Businesses were facing up to a five-fold increase in the rate they pay into the fund. Now, with the fund replenished, the base rate will revert back to its original amount. The higher rate actually went into effect back in January but the payments were not due until last week. Those who have already paid their first quarter premium at the higher rate will get either a refund or a credit back from the state.
Minnesota has about 130,000 employers, and they will all need to have their first quarter UI tax amount recalculated. Letters will be sent out to businesses once that recalculation has been completed. Refunds are not going to be automatic, and those businesses requesting refunds may not see them for several months, depending on the volume of processing.
Around 667,000 workers have been deemed as ‘frontline” and are eligible for the stipend from the state, which will be around $750 per person. Basically, 15 industries were designated, and workers in those areas are in line for the money. Broadly, those industries include healthcare, grocery stores, food service and those in child care.

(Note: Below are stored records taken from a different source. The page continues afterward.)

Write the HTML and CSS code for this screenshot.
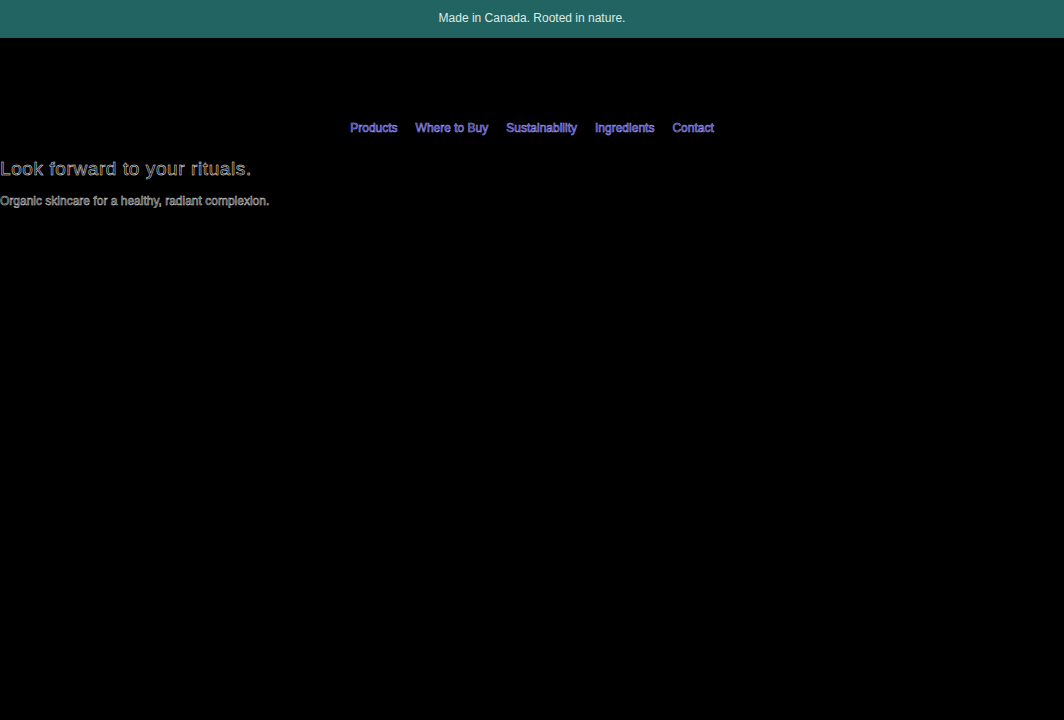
FILE: index.html
```html
<!DOCTYPE html>
<html>
<head>
<meta charset="utf-8">
<link rel="stylesheet" href="styles.css">
</head>
<body>
<div class="topbar">Made in Canada. Rooted in nature.</div>
<nav class="nav">
  <a href="#">Products</a>
  <a href="#">Where to Buy</a>
  <a href="#">Sustainability</a>
  <a href="#">Ingredients</a>
  <a href="#">Contact</a>
</nav>
<section class="hero">
  <h1 class="headline">Look forward to your rituals.</h1>
  <p class="sub">Organic skincare for a healthy, radiant complexion.</p>
</section>
</body>
</html>
```
FILE: styles.css
```css
html, body {
  margin: 0;
  padding: 0;
  background: #000;
  font-family: "Liberation Sans", Arial, sans-serif;
}
.topbar {
  height: 38px;
  box-sizing: border-box;
  padding-bottom: 2px;
  background: #226461;
  color: #dcebe6;
  font-size: 12px;
  display: flex;
  align-items: center;
  justify-content: center;
}
.nav {
  display: flex;
  justify-content: center;
  gap: 18px;
  padding-top: 83px;
  font-size: 12px;
}
.nav a {
  color: #14143a;
  -webkit-text-stroke: 0.6px #9a96ff;
  text-decoration: none;
}
.hero {
  padding-top: 23px;
}
.headline {
  margin: 0;
  font-size: 19px;
  font-weight: normal;
  color: transparent;
  -webkit-text-stroke: 0.5px #e8e8e8;
  letter-spacing: 0.6px;
}
.sub {
  margin: 14px 0 0 0;
  font-size: 12px;
  color: transparent;
  -webkit-text-stroke: 0.5px #d4d4d4;
  letter-spacing: 0;
}
```
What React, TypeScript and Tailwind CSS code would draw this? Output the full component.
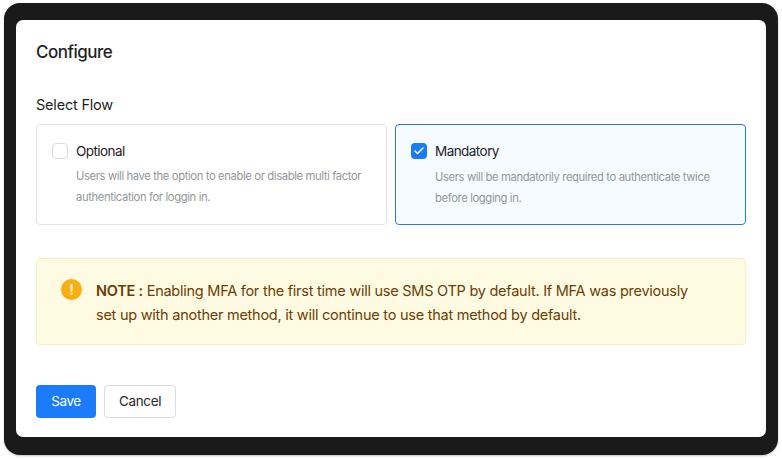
import { Check } from 'lucide-react'

function FlowCard({
  title,
  text,
  checked,
}: {
  title: string
  text: string
  checked?: boolean
}) {
  return (
    <div
      className={
        checked
          ? 'h-[101px] flex-1 rounded-[4px] border border-[#2f7cc8] bg-[#f6fbff] px-[15px] pt-[16px]'
          : 'h-[101px] flex-1 rounded-[4px] border border-[#e2e2e2] bg-white px-[15px] pt-[16px]'
      }
    >
      <div className="flex h-5 items-center gap-[8px]">
        {checked ? (
          <span className="flex h-4 w-4 items-center justify-center rounded-[4px] bg-[#1a7cf5]">
            <Check className="h-3 w-3 text-white" strokeWidth={3} />
          </span>
        ) : (
          <span className="h-4 w-4 rounded-[4px] border border-[#dcdcdc] bg-white" />
        )}
        <span className="text-[13.5px] tracking-[-0.55px] text-[#1f2328]">{title}</span>
      </div>
      <p
        className={
          checked
            ? 'mt-[5.5px] pl-[24px] text-[11.25px] leading-[21px] tracking-[-0.38px] text-[#94979b]'
            : 'mt-[5px] pl-[24px] text-[11.25px] leading-[21px] tracking-[-0.38px] text-[#94979b]'
        }
      >
        {text}
      </p>
    </div>
  )
}

export default function App() {
  return (
    <div className="h-[459px] w-[782px] bg-white pb-[4px] pl-[4px] pr-[4px] pt-[3px] font-['Inter',sans-serif]">
      <div className="h-[452px] rounded-[16px] bg-[#1a1a1a] pb-[18px] pl-[12px] pr-[12px] pt-[17px] shadow-[0_1px_2px_rgba(0,0,0,0.25)]">
        <div className="h-[417px] rounded-[7px] bg-white px-[20px] pt-[21px]">
          <h1 className="text-[17px] font-[450] leading-[22px] tracking-[-0.5px] text-[#1d1f22]">Configure</h1>
          <h2 className="mt-[32px] text-[14.5px] leading-[20px] tracking-[-0.2px] text-[#1d1f22]">Select Flow</h2>
          <div className="mt-[9px] flex gap-[8px]">
            <FlowCard
              title="Optional"
              text="Users will have the option to enable or disable multi factor authentication for loggin in."
            />
            <FlowCard
              checked
              title="Mandatory"
              text="Users will be mandatorily required to authenticate twice before logging in."
            />
          </div>
          <div className="mt-[33px] flex h-[87px] rounded-[4px] border border-[#fbeeb8] bg-[#fffbe2] pl-[24px] pr-[45px] pt-[20px]">
            <span className="flex h-[21px] w-[21px] shrink-0 items-center justify-center rounded-full bg-[#faad14] text-[14px] font-bold leading-none text-[#fff4d6]">
              !
            </span>
            <p className="ml-[14px] text-[14.5px] leading-[24px] tracking-[-0.25px] text-[#6b3d07]">
              <span className="font-semibold">NOTE :</span> Enabling MFA for the first time will use SMS OTP by default. If MFA was previously set up with another method, it will continue to use that method by default.
            </p>
          </div>
          <div className="mt-[40px] flex gap-[8px]">
            <button className="h-[33px] w-[60px] rounded-[4px] bg-[#1a7cfa] text-[13.5px] tracking-[-0.4px] text-white">Save</button>
            <button className="h-[33px] w-[72px] rounded-[4px] border border-[#dcdcdc] bg-white text-[13.5px] tracking-[-0.35px] text-[#26282b]">Cancel</button>
          </div>
        </div>
      </div>
    </div>
  )
}
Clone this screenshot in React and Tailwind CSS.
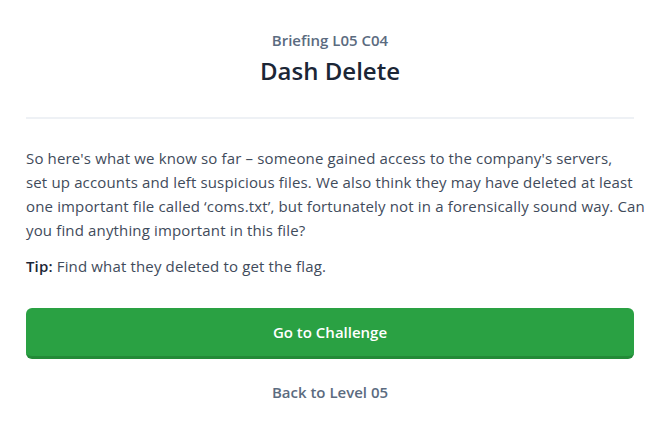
export default function App() {
  return (
    <div
      className="min-h-[430px] bg-white pl-[26px] pr-[22px] pt-[30px] text-[#3f4b5b]"
      style={{ fontFamily: "'Open Sans', Lato, sans-serif" }}
    >
      <div className="text-center">
        <div className="text-[15px] font-semibold leading-5 text-[#5b6b7f]">Briefing L05 C04</div>
        <h1 className="mt-[5px] text-[24px] font-semibold leading-8 text-[#1b2636]">Dash Delete</h1>
      </div>
      <hr className="mt-[30px] border-t-2 border-[#eef1f5]" />
      {/* line breaks kept as in the reference */}
      <p className="mt-[27px] whitespace-nowrap text-[15px] leading-[24px] tracking-[0.15px]">
        So here's what we know so far – someone gained access to the company's servers,
        <br />
        set up accounts and left suspicious files. We also think they may have deleted at least
        <br />
        one important file called ‘coms.txt’, but fortunately not in a forensically sound way. Can
        <br />
        you find anything important in this file?
      </p>
      <p className="mt-[12px] text-[15px] leading-[24px] tracking-[0.15px]">
        <span className="font-semibold text-[#1b2636]">Tip:</span> Find what they deleted to get the flag.
      </p>
      <button className="mt-[30px] h-[51px] w-full rounded-md border-b-[3px] border-[#238a37] bg-[#2aa143] text-[15px] font-semibold text-white">
        Go to Challenge
      </button>
      <div className="mt-[22px] text-center text-[15px] font-semibold text-[#5b6b7f]">Back to Level 05</div>
    </div>
  );
}
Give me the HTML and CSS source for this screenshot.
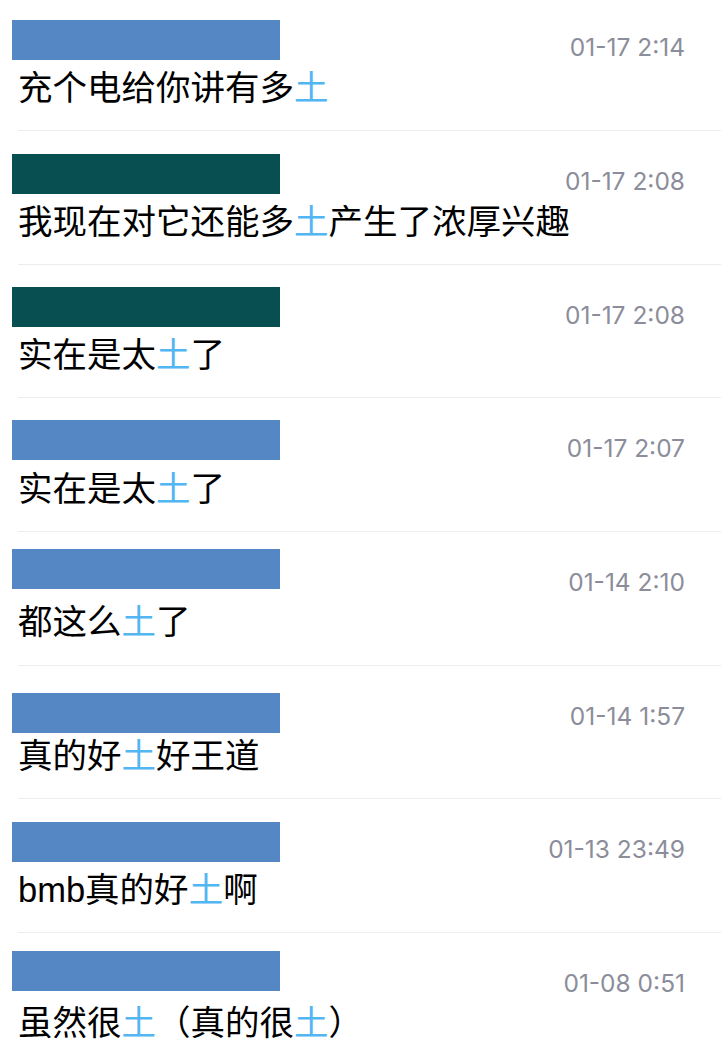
FILE: index.html
```html
<!DOCTYPE html>
<html lang="zh-CN">
<head>
<meta charset="utf-8">
<title>评论列表</title>
<link rel="stylesheet" href="styles.css">
</head>
<body>
<ul class="list">
  <li class="item">
    <div class="head"><span class="redact"></span><span class="time">01-17 2:14</span></div>
    <p class="msg">充个电给你讲有多<em class="hl">土</em></p>
  </li>
  <li class="item">
    <div class="head"><span class="redact redact--teal"></span><span class="time">01-17 2:08</span></div>
    <p class="msg">我现在对它还能多<em class="hl">土</em>产生了浓厚兴趣</p>
  </li>
  <li class="item">
    <div class="head"><span class="redact redact--teal redact--up1"></span><span class="time">01-17 2:08</span></div>
    <p class="msg">实在是太<em class="hl">土</em>了</p>
  </li>
  <li class="item">
    <div class="head"><span class="redact redact--up1"></span><span class="time">01-17 2:07</span></div>
    <p class="msg">实在是太<em class="hl">土</em>了</p>
  </li>
  <li class="item">
    <div class="head"><span class="redact redact--up6"></span><span class="time">01-14 2:10</span></div>
    <p class="msg">都这么<em class="hl">土</em>了</p>
  </li>
  <li class="item">
    <div class="head"><span class="redact redact--down4"></span><span class="time">01-14 1:57</span></div>
    <p class="msg">真的好<em class="hl">土</em>好王道</p>
  </li>
  <li class="item">
    <div class="head"><span class="redact"></span><span class="time">01-13 23:49</span></div>
    <p class="msg">bmb真的好<em class="hl">土</em>啊</p>
  </li>
  <li class="item">
    <div class="head"><span class="redact redact--up5"></span><span class="time">01-08 0:51</span></div>
    <p class="msg">虽然很<em class="hl">土</em>（真的很<em class="hl">土</em>）</p>
  </li>
</ul>
</body>
</html>
```
FILE: styles.css
```css
html, body {
  margin: 0;
  padding: 0;
  background: #ffffff;
}

body {
  font-family: "Liberation Sans", "Noto Sans CJK SC", sans-serif;
  color: #000000;
  overflow: hidden;
}

.list {
  list-style: none;
  margin: -2.67px 0 0 0;
  padding: 0 0 0 18px;
}

.item {
  border-bottom: 1px solid #ececf1;
  padding-bottom: 22.17px;
}

.head {
  display: flex;
  justify-content: space-between;
  align-items: flex-start;
  height: 70.5px;
  padding-right: 36px;
}

.redact {
  display: block;
  width: 268px;
  height: 40px;
  margin-left: -6px;
  margin-top: 23px;
  background: #5587c4;
}

.redact--teal {
  background: #074f51;
}

.redact--up1 {
  margin-top: 22px;
}

.redact--up5 {
  margin-top: 18px;
}

.redact--up6 {
  margin-top: 17px;
}

.redact--down4 {
  margin-top: 27px;
}

.time {
  display: block;
  margin-top: 36px;
  font-family: Inter, "Liberation Sans", sans-serif;
  font-size: 24.5px;
  line-height: 28px;
  color: #8b8d9a;
  white-space: nowrap;
}

.msg {
  margin: 0;
  font-size: 34.5px;
  line-height: 40px;
  white-space: nowrap;
}

.hl {
  font-style: normal;
  color: #52b6f3;
}
```
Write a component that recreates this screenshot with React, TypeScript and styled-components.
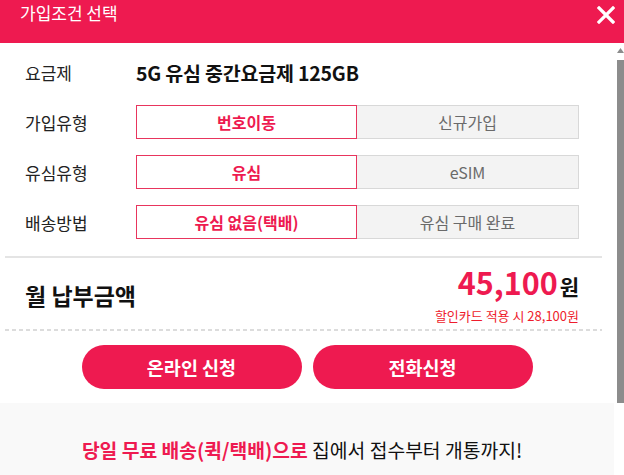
import React from "react";
import styled, { createGlobalStyle } from "styled-components";

const RED = "#ee1a50";

const Global = createGlobalStyle`
  html, body { margin: 0; padding: 0; overflow: hidden; background: #fff; }
  body { font-family: "Noto Sans CJK KR", "Noto Sans", sans-serif; }
  * { box-sizing: border-box; }
`;

const Page = styled.div`
  width: 624px;
  height: 475px;
  display: flex;
  flex-direction: column;
`;

const Header = styled.header`
  flex: 0 0 43px;
  background: ${RED};
  display: flex;
  justify-content: space-between;
  align-items: flex-start;
  padding: 0 9px 0 20px;
`;

const Title = styled.h1`
  margin: 0;
  font-size: 17px;
  line-height: 26px;
  font-weight: 400;
  color: #fff;
`;

const Close = styled.button`
  margin-top: 6px;
  width: 18px;
  height: 18px;
  padding: 0;
  border: 0;
  background: none;
  display: block;
`;

const Body = styled.div`
  flex: 0 0 432px;
  display: flex;
  align-items: stretch;
  overflow: hidden;
`;

const Content = styled.div`
  flex: 0 0 614px;
  width: 614px;
`;

/* drawn scrollbar: up arrow + thumb */
const Rail = styled.div`
  flex: 0 0 10px;
  width: 10px;
  display: flex;
  flex-direction: column;
  align-items: flex-end;
  background:
    linear-gradient(#8c8c8c, #8c8c8c) right 0 top 17px / 7px 343px no-repeat,
    #fff;
`;

const RailArrow = styled.svg`
  display: block;
  margin-top: 5px;
`;

const Form = styled.div`
  display: grid;
  grid-template-columns: 111px 1fr;
  grid-auto-rows: 34px;
  row-gap: 16px;
  padding: 12px 35px 0 25px;
`;

const Label = styled.div`
  display: flex;
  align-items: center;
  font-size: 17px;
  color: #222;
`;

const PlanName = styled.div`
  display: flex;
  align-items: center;
  font-size: 19.5px;
  font-weight: 700;
  color: #111;
  letter-spacing: -0.2px;
`;

const Toggle = styled.div`
  display: grid;
  grid-template-columns: 221px 1fr;
`;

const Option = styled.button<{ $active?: boolean }>`
  font-family: inherit;
  font-size: 16px;
  padding: 0;
  margin: 0;
  cursor: pointer;
  background: ${(p) => (p.$active ? "#fff" : "#f3f3f3")};
  color: ${(p) => (p.$active ? RED : "#6a6a6a")};
  font-weight: ${(p) => (p.$active ? 700 : 400)};
  border: 1px solid ${(p) => (p.$active ? "#e8355d" : "#d8d8d8")};
  border-left: ${(p) => (p.$active ? "1px solid #e8355d" : "0")};
`;

const Divider = styled.hr`
  margin: 17px 12px 0 5px;
  border: 0;
  height: 2px;
  background: #e4e4e4;
`;

const PriceRow = styled.div`
  display: flex;
  justify-content: space-between;
  align-items: center;
  padding: 6px 35px 4px 25px;
`;

const PriceLabel = styled.div`
  font-size: 23px;
  font-weight: 700;
  color: #111;
`;

const PriceBox = styled.div`
  display: flex;
  flex-direction: column;
  align-items: flex-end;
`;

const PriceLine = styled.div`
  line-height: 36px;
  font-weight: 700;
`;

const Amount = styled.span`
  font-size: 30.5px;
  color: ${RED};
`;

const Won = styled.span`
  font-size: 21px;
  color: #111;
  margin-left: 2px;
`;

const Discount = styled.div`
  margin-top: 1px;
  font-size: 13px;
  line-height: 18px;
  color: #ee1c2c;
`;

const Dotted = styled.div`
  margin: 0 12px 0 5px;
  height: 2px;
  background: repeating-linear-gradient(to right, #dcdcdc 0 4px, transparent 4px 7px);
`;

const Actions = styled.div`
  display: flex;
  justify-content: center;
  gap: 11px;
  margin-top: 14px;
`;

const Action = styled.button`
  width: 220px;
  height: 44px;
  border: 0;
  border-radius: 22px;
  background: ${RED};
  color: #fff;
  font-family: inherit;
  font-size: 18.5px;
  font-weight: 700;
  cursor: pointer;
`;

const Promo = styled.div`
  margin-top: 14px;
  height: 162px;
  background: #f9f9f9;
  padding: 34px 10px 0 0;
  text-align: center;
  font-size: 19.3px;
  line-height: 26px;
  color: #111;
`;

const PromoStrong = styled.strong`
  color: ${RED};
  font-weight: 700;
`;

function Row({ label, options }: { label: string; options: string[] }) {
  return (
    <>
      <Label>{label}</Label>
      <Toggle>
        {options.map((o, i) => (
          <Option key={o} $active={i === 0}>
            {o}
          </Option>
        ))}
      </Toggle>
    </>
  );
}

export default function App() {
  return (
    <Page>
      <Global />
      <Header>
        <Title>가입조건 선택</Title>
        <Close aria-label="닫기">
          <svg width="18" height="18" viewBox="0 0 18 18">
            <path d="M2 2 L16 16 M16 2 L2 16" stroke="#fff" strokeWidth="3.2" strokeLinecap="square" />
          </svg>
        </Close>
      </Header>
      <Body>
        <Content>
          <Form>
            <Label>요금제</Label>
            <PlanName>5G 유심 중간요금제 125GB</PlanName>
            <Row label="가입유형" options={["번호이동", "신규가입"]} />
            <Row label="유심유형" options={["유심", "eSIM"]} />
            <Row label="배송방법" options={["유심 없음(택배)", "유심 구매 완료"]} />
          </Form>
          <Divider />
          <PriceRow>
            <PriceLabel>월 납부금액</PriceLabel>
            <PriceBox>
              <PriceLine>
                <Amount>45,100</Amount>
                <Won>원</Won>
              </PriceLine>
              <Discount>할인카드 적용 시 28,100원</Discount>
            </PriceBox>
          </PriceRow>
          <Dotted />
          <Actions>
            <Action>온라인 신청</Action>
            <Action>전화신청</Action>
          </Actions>
          <Promo>
            <PromoStrong>당일 무료 배송(퀵/택배)으로</PromoStrong> 집에서 접수부터 개통까지!
          </Promo>
        </Content>
        <Rail>
          <RailArrow width="7" height="5" viewBox="0 0 7 5">
            <path d="M3.5 0 L7 5 L0 5 Z" fill="#8c8c8c" />
          </RailArrow>
        </Rail>
      </Body>
    </Page>
  );
}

Further defining the areas, those in long-term and home care are eligible, as are healthcare and emergency responders. Public health, courts and corrections, along with schools are eligible. Others are those in food service and delivery, retail, building services and public transit. Lastly, those working in ground and air transportation, manufacturing and vocational rehabilitation are also named as frontline workers.
To be eligible, one must have worked in one of these areas for at least three weeks between March of 2020 and June of 2021. Details of the application process are still being worked out. And payments could take the form of either a check, debit card or direct deposit.
Many of the supplemental budget bills were passed off the House floor last week, with only two, health and human services, along with the tax bill, awaiting action this week. Conference committees will then have the task of reconciling differences in the bills. It’s going to be difficult as the spending amounts and policy items in the House and Senate versions are, in some cases vastly different.